Monday 13 March 2017

"That is powerful" & on the radio again

The exhibition at the Forum in Norwich is open (& will be open from 10 a.m. to 4 p.m. every day until 1st April ). I've got to say that after all the struggle of the last 8 months putting together this new animated photomontage, I am extremely satisfied with the final result. Even just seeing the group photograph projected life-size is quite something, but to then see each of them growing through life towards their fate is moving even though I am beyond familiar with the material. There is one particular moment late on in the film that physically affects me every time I see it, almost as if my heart is being raised in my body. Amazing that a picture on a screen can achieve that - and not only for me. I've stood and watched it with another artist involved in the exhibition who without prompting said "That is powerful". Each of the artworks I've made (the animated tree film, the family tree drawings, the photomontages, the stained glass portraits, the new group photograph) give a different angle on this group photograph, but this is the one I personally find most moving and which would stand on its own without explanation in a gallery anywhere.

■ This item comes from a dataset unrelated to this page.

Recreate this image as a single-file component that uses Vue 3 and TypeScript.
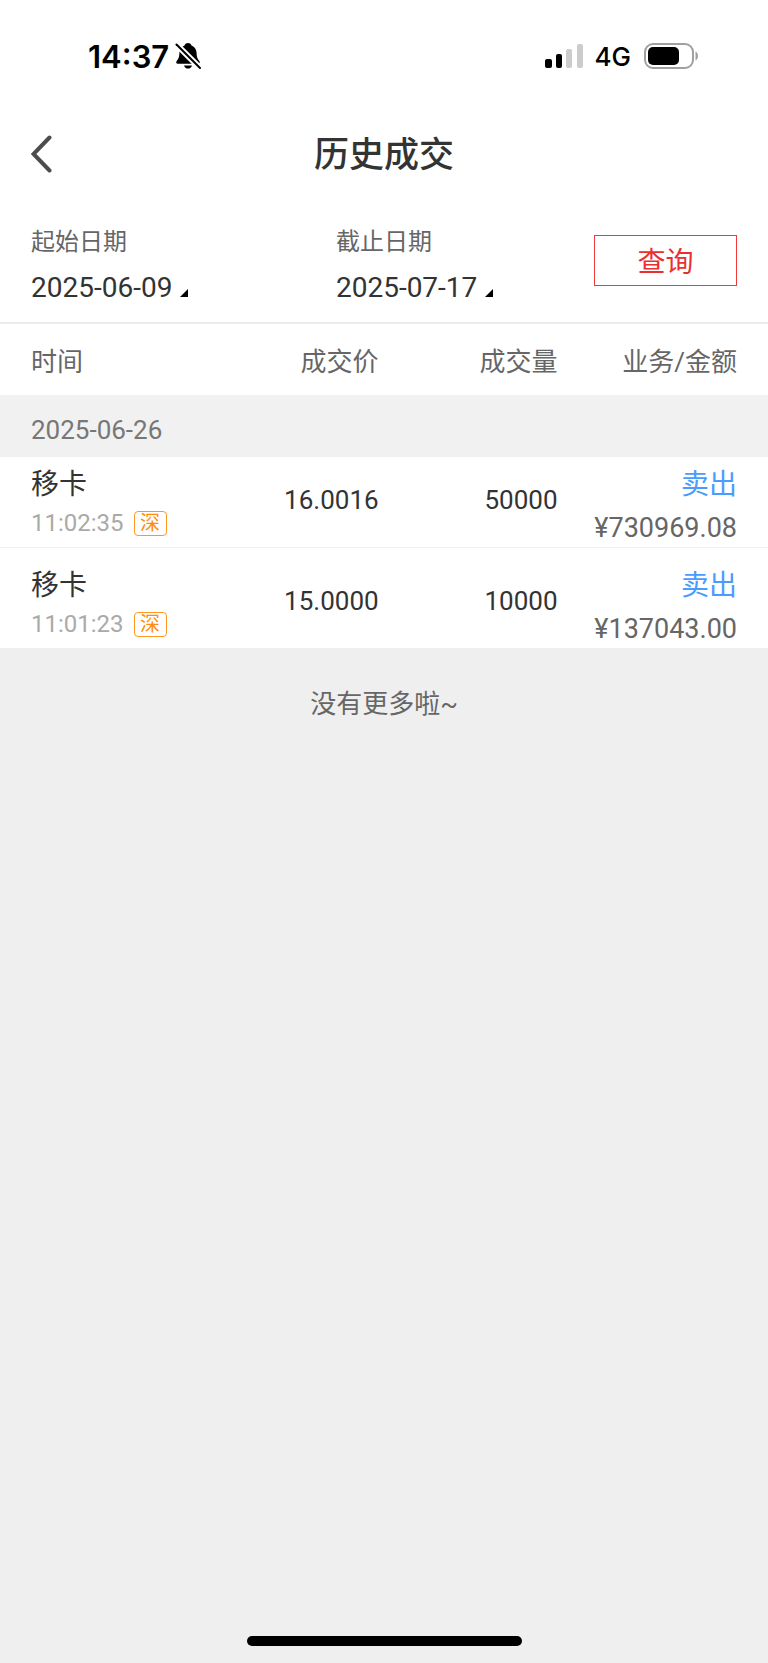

There were points in the last few weeks when I wondered whether I would get there. Firstly there were the tribulations with my video editing: the original video editor was taking 3 hours to render 1 minute of video (i.e. 60 hours to output the whole 20 minute film) and even then the quality of the images and transitions was poor. Moving to the new version of the software fixed those problems (it only takes 4 hours to output the whole film and the image is sharp as sharp and requires less computer storage - amazing). I then needed film of the field where the original group photograph was taken - so just a week ago I headed down to Wiltshire. I wasn't exactly sure what I was after but I arrived at ten to eight in the morning to weak sunshine and a bit of breeze with the air full of birdsong - and it was that which made it into the final edit. Given the grey and rain that poured on the days either side, it was almost as if I was being watched over (something I've felt at other times during this project). I hung around for a bit to see if I could improve on what footage and sound recordings I'd already collected but the weather just got worse (and I ended up being very grateful that the farmer's wife let me warm myself up next to her aga).

Then this last week I edited the soundtrack. If I ever do this again, I hope I will have the wisdom to go on some kind of course beforehand - but I didn't have time this time and made up for knowledge and experience with trial & error (lots of error) and some quality swearing - and it has worked.

It'll be interesting to see what the public makes of it. There hasn't been a big push on publicity for this, so we're mostly going to be depending on people visiting The Forum being curious - and at lunchtime I was interviewed by Matthew Gudgin for Drive Time on BBC Radio Norfolk. Sorry for the short notice, but he said it would be going out at 16.40 this afternoon (if you miss it, it'll be available on iPlayer to listen again - http://www.bbc.co.uk/programmes/p04tlt62 is what I think will take you there).

Hope to see you at the exhibition - I'll be there both days of this coming weekend (18th-19th March).